AIM OF THE TASK: Your task is to transcribe all of the data below exactly, omitting the images.

DATA LINES:
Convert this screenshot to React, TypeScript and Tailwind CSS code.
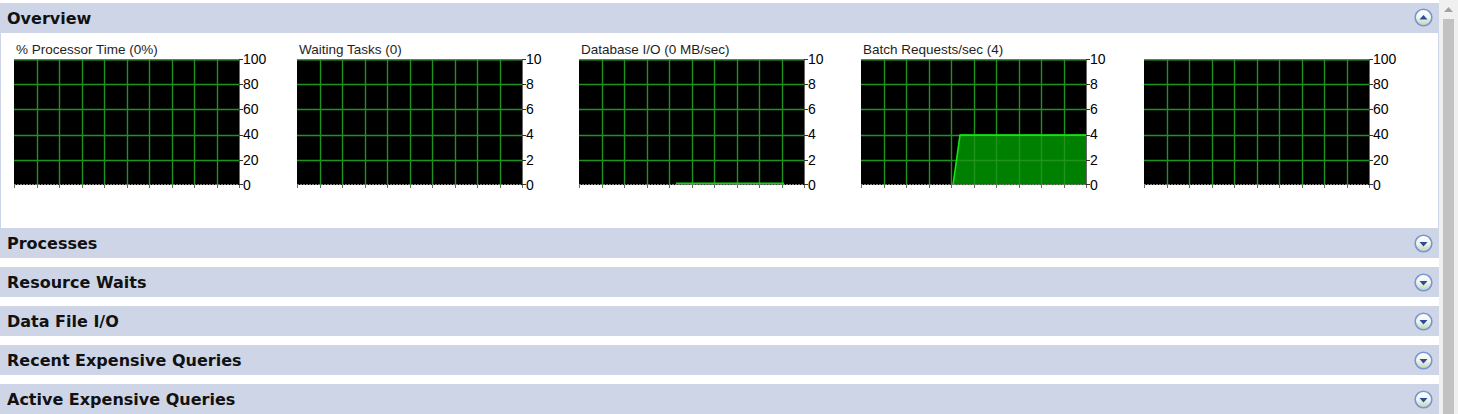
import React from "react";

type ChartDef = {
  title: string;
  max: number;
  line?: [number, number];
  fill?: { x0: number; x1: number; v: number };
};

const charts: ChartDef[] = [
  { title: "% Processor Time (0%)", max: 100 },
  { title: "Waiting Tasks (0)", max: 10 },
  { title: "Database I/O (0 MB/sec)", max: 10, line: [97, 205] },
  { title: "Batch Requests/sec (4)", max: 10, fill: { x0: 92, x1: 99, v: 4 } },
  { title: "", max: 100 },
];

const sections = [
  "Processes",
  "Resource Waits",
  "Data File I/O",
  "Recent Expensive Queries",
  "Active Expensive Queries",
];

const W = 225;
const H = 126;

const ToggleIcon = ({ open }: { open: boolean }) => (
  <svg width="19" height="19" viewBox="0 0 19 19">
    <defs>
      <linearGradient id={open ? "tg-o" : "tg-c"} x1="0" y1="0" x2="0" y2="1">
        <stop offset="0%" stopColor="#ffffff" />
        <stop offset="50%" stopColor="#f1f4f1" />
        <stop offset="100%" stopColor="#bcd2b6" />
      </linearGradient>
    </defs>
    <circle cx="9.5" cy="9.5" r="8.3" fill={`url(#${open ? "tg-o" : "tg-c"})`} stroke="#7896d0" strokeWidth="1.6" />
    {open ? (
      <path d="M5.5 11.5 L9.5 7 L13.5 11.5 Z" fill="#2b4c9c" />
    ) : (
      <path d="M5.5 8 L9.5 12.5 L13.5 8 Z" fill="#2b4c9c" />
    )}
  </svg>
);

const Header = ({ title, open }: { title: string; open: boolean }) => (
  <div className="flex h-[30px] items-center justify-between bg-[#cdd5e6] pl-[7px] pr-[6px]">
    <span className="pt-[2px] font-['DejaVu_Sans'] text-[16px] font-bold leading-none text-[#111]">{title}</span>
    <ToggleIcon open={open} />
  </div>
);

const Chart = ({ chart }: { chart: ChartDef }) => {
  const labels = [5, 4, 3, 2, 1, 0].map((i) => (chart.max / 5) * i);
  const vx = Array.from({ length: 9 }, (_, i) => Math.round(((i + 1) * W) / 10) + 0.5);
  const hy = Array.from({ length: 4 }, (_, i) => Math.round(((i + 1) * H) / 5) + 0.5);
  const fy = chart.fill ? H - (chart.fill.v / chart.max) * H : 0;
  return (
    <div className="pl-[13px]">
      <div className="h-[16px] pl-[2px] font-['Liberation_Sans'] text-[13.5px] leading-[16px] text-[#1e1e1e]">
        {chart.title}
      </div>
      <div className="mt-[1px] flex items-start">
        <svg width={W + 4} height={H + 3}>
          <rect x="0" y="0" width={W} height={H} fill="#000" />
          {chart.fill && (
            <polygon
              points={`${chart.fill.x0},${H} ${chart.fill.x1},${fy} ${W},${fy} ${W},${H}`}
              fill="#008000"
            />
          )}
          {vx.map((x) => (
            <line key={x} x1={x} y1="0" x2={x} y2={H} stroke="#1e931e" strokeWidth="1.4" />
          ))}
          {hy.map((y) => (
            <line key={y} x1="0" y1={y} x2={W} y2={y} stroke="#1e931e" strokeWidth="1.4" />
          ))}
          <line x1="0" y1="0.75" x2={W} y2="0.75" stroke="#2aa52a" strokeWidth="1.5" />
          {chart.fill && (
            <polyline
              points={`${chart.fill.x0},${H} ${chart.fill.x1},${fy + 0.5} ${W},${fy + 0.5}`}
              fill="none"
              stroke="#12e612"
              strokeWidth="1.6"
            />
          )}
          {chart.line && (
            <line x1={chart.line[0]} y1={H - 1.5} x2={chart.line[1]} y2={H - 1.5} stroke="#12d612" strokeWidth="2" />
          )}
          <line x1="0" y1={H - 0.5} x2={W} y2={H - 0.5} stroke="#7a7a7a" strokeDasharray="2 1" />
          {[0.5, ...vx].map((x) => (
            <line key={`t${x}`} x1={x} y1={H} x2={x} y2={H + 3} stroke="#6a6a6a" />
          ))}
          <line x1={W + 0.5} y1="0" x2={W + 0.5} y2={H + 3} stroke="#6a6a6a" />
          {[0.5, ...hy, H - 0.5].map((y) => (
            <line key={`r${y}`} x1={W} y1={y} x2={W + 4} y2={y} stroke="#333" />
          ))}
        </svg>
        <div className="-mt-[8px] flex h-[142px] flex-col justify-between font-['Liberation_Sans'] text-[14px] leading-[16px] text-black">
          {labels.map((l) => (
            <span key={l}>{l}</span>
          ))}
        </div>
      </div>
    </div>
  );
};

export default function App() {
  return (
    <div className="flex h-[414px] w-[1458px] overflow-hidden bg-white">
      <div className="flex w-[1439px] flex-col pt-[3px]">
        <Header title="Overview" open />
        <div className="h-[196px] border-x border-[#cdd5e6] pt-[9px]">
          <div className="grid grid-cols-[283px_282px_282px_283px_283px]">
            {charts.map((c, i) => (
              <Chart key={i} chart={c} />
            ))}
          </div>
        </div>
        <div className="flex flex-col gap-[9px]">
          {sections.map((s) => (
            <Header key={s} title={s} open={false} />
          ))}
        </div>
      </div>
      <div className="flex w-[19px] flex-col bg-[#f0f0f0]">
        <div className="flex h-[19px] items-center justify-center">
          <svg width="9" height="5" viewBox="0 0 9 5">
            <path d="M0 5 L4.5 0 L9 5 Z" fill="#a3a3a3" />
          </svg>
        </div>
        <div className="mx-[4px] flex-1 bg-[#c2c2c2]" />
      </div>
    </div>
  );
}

RESPONSE TO THE TASK:
Convert this screenshot to React, TypeScript and Tailwind CSS code.
import React from "react";

type ChartDef = {
  title: string;
  max: number;
  line?: [number, number];
  fill?: { x0: number; x1: number; v: number };
};

const charts: ChartDef[] = [
  { title: "% Processor Time (0%)", max: 100 },
  { title: "Waiting Tasks (0)", max: 10 },
  { title: "Database I/O (0 MB/sec)", max: 10, line: [97, 205] },
  { title: "Batch Requests/sec (4)", max: 10, fill: { x0: 92, x1: 99, v: 4 } },
  { title: "", max: 100 },
];

const sections = [
  "Processes",
  "Resource Waits",
  "Data File I/O",
  "Recent Expensive Queries",
  "Active Expensive Queries",
];

const W = 225;
const H = 126;

const ToggleIcon = ({ open }: { open: boolean }) => (
  <svg width="19" height="19" viewBox="0 0 19 19">
    <defs>
      <linearGradient id={open ? "tg-o" : "tg-c"} x1="0" y1="0" x2="0" y2="1">
        <stop offset="0%" stopColor="#ffffff" />
        <stop offset="50%" stopColor="#f1f4f1" />
        <stop offset="100%" stopColor="#bcd2b6" />
      </linearGradient>
    </defs>
    <circle cx="9.5" cy="9.5" r="8.3" fill={`url(#${open ? "tg-o" : "tg-c"})`} stroke="#7896d0" strokeWidth="1.6" />
    {open ? (
      <path d="M5.5 11.5 L9.5 7 L13.5 11.5 Z" fill="#2b4c9c" />
    ) : (
      <path d="M5.5 8 L9.5 12.5 L13.5 8 Z" fill="#2b4c9c" />
    )}
  </svg>
);

const Header = ({ title, open }: { title: string; open: boolean }) => (
  <div className="flex h-[30px] items-center justify-between bg-[#cdd5e6] pl-[7px] pr-[6px]">
    <span className="pt-[2px] font-['DejaVu_Sans'] text-[16px] font-bold leading-none text-[#111]">{title}</span>
    <ToggleIcon open={open} />
  </div>
);

const Chart = ({ chart }: { chart: ChartDef }) => {
  const labels = [5, 4, 3, 2, 1, 0].map((i) => (chart.max / 5) * i);
  const vx = Array.from({ length: 9 }, (_, i) => Math.round(((i + 1) * W) / 10) + 0.5);
  const hy = Array.from({ length: 4 }, (_, i) => Math.round(((i + 1) * H) / 5) + 0.5);
  const fy = chart.fill ? H - (chart.fill.v / chart.max) * H : 0;
  return (
    <div className="pl-[13px]">
      <div className="h-[16px] pl-[2px] font-['Liberation_Sans'] text-[13.5px] leading-[16px] text-[#1e1e1e]">
        {chart.title}
      </div>
      <div className="mt-[1px] flex items-start">
        <svg width={W + 4} height={H + 3}>
          <rect x="0" y="0" width={W} height={H} fill="#000" />
          {chart.fill && (
            <polygon
              points={`${chart.fill.x0},${H} ${chart.fill.x1},${fy} ${W},${fy} ${W},${H}`}
              fill="#008000"
            />
          )}
          {vx.map((x) => (
            <line key={x} x1={x} y1="0" x2={x} y2={H} stroke="#1e931e" strokeWidth="1.4" />
          ))}
          {hy.map((y) => (
            <line key={y} x1="0" y1={y} x2={W} y2={y} stroke="#1e931e" strokeWidth="1.4" />
          ))}
          <line x1="0" y1="0.75" x2={W} y2="0.75" stroke="#2aa52a" strokeWidth="1.5" />
          {chart.fill && (
            <polyline
              points={`${chart.fill.x0},${H} ${chart.fill.x1},${fy + 0.5} ${W},${fy + 0.5}`}
              fill="none"
              stroke="#12e612"
              strokeWidth="1.6"
            />
          )}
          {chart.line && (
            <line x1={chart.line[0]} y1={H - 1.5} x2={chart.line[1]} y2={H - 1.5} stroke="#12d612" strokeWidth="2" />
          )}
          <line x1="0" y1={H - 0.5} x2={W} y2={H - 0.5} stroke="#7a7a7a" strokeDasharray="2 1" />
          {[0.5, ...vx].map((x) => (
            <line key={`t${x}`} x1={x} y1={H} x2={x} y2={H + 3} stroke="#6a6a6a" />
          ))}
          <line x1={W + 0.5} y1="0" x2={W + 0.5} y2={H + 3} stroke="#6a6a6a" />
          {[0.5, ...hy, H - 0.5].map((y) => (
            <line key={`r${y}`} x1={W} y1={y} x2={W + 4} y2={y} stroke="#333" />
          ))}
        </svg>
        <div className="-mt-[8px] flex h-[142px] flex-col justify-between font-['Liberation_Sans'] text-[14px] leading-[16px] text-black">
          {labels.map((l) => (
            <span key={l}>{l}</span>
          ))}
        </div>
      </div>
    </div>
  );
};

export default function App() {
  return (
    <div className="flex h-[414px] w-[1458px] overflow-hidden bg-white">
      <div className="flex w-[1439px] flex-col pt-[3px]">
        <Header title="Overview" open />
        <div className="h-[196px] border-x border-[#cdd5e6] pt-[9px]">
          <div className="grid grid-cols-[283px_282px_282px_283px_283px]">
            {charts.map((c, i) => (
              <Chart key={i} chart={c} />
            ))}
          </div>
        </div>
        <div className="flex flex-col gap-[9px]">
          {sections.map((s) => (
            <Header key={s} title={s} open={false} />
          ))}
        </div>
      </div>
      <div className="flex w-[19px] flex-col bg-[#f0f0f0]">
        <div className="flex h-[19px] items-center justify-center">
          <svg width="9" height="5" viewBox="0 0 9 5">
            <path d="M0 5 L4.5 0 L9 5 Z" fill="#a3a3a3" />
          </svg>
        </div>
        <div className="mx-[4px] flex-1 bg-[#c2c2c2]" />
      </div>
    </div>
  );
}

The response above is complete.